EXCERPTED DATA:

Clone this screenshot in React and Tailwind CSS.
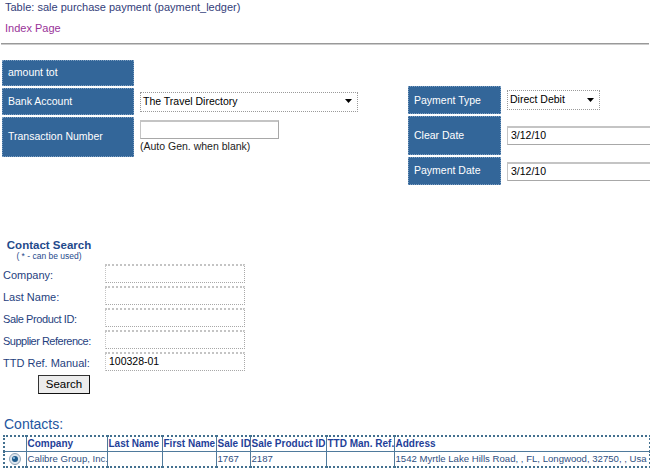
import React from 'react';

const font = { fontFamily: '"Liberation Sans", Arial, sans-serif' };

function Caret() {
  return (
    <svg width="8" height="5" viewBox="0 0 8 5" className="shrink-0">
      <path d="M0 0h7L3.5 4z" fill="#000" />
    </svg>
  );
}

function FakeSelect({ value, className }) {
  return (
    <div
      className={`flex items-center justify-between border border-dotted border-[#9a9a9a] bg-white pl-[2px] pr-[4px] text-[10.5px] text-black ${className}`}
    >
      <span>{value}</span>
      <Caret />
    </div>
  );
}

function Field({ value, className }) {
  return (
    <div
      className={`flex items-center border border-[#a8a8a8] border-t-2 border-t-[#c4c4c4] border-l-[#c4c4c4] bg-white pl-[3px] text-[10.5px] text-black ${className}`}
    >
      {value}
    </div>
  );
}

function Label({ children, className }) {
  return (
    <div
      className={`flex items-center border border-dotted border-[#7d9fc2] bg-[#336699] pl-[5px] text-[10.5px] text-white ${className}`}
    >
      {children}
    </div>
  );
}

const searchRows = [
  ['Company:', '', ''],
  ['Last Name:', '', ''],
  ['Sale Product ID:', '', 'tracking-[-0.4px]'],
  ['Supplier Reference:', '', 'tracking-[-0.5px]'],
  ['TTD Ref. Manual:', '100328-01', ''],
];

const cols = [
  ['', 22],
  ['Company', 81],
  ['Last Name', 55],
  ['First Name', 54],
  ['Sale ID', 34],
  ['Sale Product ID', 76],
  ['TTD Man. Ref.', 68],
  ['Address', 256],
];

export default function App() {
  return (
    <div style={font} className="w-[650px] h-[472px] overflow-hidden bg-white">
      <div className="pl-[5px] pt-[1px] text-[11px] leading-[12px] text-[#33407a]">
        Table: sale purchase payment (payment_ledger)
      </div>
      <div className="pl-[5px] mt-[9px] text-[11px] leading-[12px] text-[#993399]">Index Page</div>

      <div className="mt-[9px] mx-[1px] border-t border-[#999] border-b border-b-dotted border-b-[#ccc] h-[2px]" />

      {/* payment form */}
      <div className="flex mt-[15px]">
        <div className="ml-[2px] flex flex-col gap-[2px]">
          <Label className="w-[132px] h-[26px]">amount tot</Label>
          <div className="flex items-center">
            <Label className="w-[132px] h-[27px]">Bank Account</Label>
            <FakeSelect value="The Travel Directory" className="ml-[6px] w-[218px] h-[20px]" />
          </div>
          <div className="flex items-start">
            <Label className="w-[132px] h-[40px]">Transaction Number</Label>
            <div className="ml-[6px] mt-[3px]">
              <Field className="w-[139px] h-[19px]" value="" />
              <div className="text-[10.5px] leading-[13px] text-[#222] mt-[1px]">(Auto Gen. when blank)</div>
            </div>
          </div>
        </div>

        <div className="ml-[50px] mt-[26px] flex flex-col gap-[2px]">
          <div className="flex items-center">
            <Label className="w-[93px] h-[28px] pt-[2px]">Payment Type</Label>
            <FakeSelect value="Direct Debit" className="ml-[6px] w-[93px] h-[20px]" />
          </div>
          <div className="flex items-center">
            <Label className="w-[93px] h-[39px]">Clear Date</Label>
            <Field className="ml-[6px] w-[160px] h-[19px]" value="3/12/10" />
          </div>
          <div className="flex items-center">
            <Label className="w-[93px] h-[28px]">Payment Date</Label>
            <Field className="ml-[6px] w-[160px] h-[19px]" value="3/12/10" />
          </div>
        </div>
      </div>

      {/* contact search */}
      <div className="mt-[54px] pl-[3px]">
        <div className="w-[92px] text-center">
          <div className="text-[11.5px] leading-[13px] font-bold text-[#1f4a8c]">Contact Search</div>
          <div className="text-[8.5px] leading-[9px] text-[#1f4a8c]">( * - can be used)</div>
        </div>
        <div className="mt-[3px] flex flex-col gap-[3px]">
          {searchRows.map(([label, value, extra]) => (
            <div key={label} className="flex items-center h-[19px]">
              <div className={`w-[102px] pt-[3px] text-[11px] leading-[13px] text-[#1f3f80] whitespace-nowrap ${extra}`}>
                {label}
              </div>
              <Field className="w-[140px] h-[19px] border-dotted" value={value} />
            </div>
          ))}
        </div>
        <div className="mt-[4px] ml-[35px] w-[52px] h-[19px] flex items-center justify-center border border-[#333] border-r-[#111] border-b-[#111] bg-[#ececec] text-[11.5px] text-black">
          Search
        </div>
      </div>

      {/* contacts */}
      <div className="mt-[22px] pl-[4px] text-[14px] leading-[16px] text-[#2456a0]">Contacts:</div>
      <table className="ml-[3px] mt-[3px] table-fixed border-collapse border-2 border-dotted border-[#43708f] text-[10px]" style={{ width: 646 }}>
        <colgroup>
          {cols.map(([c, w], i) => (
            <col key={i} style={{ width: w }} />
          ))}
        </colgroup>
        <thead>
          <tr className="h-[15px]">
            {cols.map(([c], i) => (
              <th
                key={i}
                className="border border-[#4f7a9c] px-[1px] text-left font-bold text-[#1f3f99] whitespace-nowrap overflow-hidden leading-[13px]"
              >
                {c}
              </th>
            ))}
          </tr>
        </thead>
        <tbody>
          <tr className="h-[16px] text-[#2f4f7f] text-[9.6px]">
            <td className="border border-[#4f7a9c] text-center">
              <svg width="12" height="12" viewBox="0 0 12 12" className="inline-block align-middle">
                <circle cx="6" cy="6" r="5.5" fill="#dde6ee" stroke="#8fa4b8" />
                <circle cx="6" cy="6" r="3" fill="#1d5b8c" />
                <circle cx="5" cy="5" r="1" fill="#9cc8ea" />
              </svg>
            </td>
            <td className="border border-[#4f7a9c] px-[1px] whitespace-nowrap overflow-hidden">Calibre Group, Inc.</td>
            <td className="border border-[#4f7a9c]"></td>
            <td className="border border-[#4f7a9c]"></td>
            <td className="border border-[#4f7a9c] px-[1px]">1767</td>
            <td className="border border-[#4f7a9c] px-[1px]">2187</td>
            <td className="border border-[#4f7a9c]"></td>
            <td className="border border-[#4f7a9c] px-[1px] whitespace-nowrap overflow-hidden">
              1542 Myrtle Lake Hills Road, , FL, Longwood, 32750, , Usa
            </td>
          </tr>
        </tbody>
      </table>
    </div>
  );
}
--
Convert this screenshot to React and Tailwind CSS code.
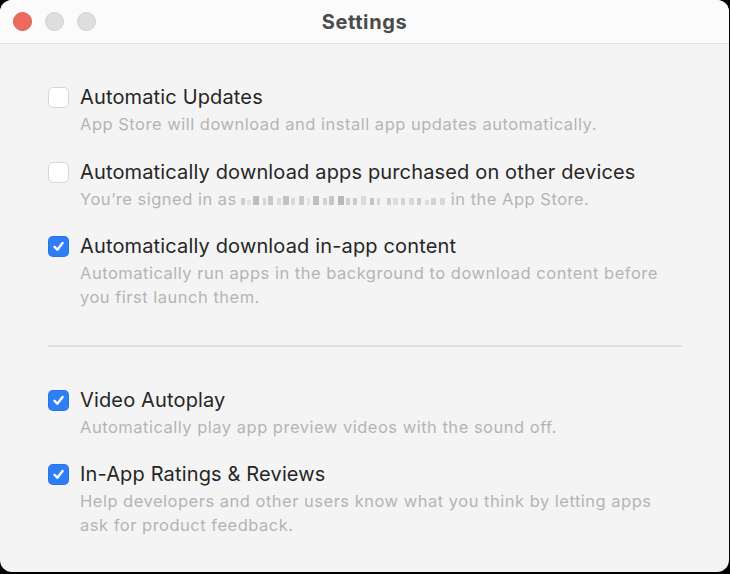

PROBLEM STATEMENT:
Copy all the lines above that hold the string "this".

ANSWER TO THE TASK:
Clone this screenshot in React and Tailwind CSS.
Convert this screenshot to React and Tailwind CSS code.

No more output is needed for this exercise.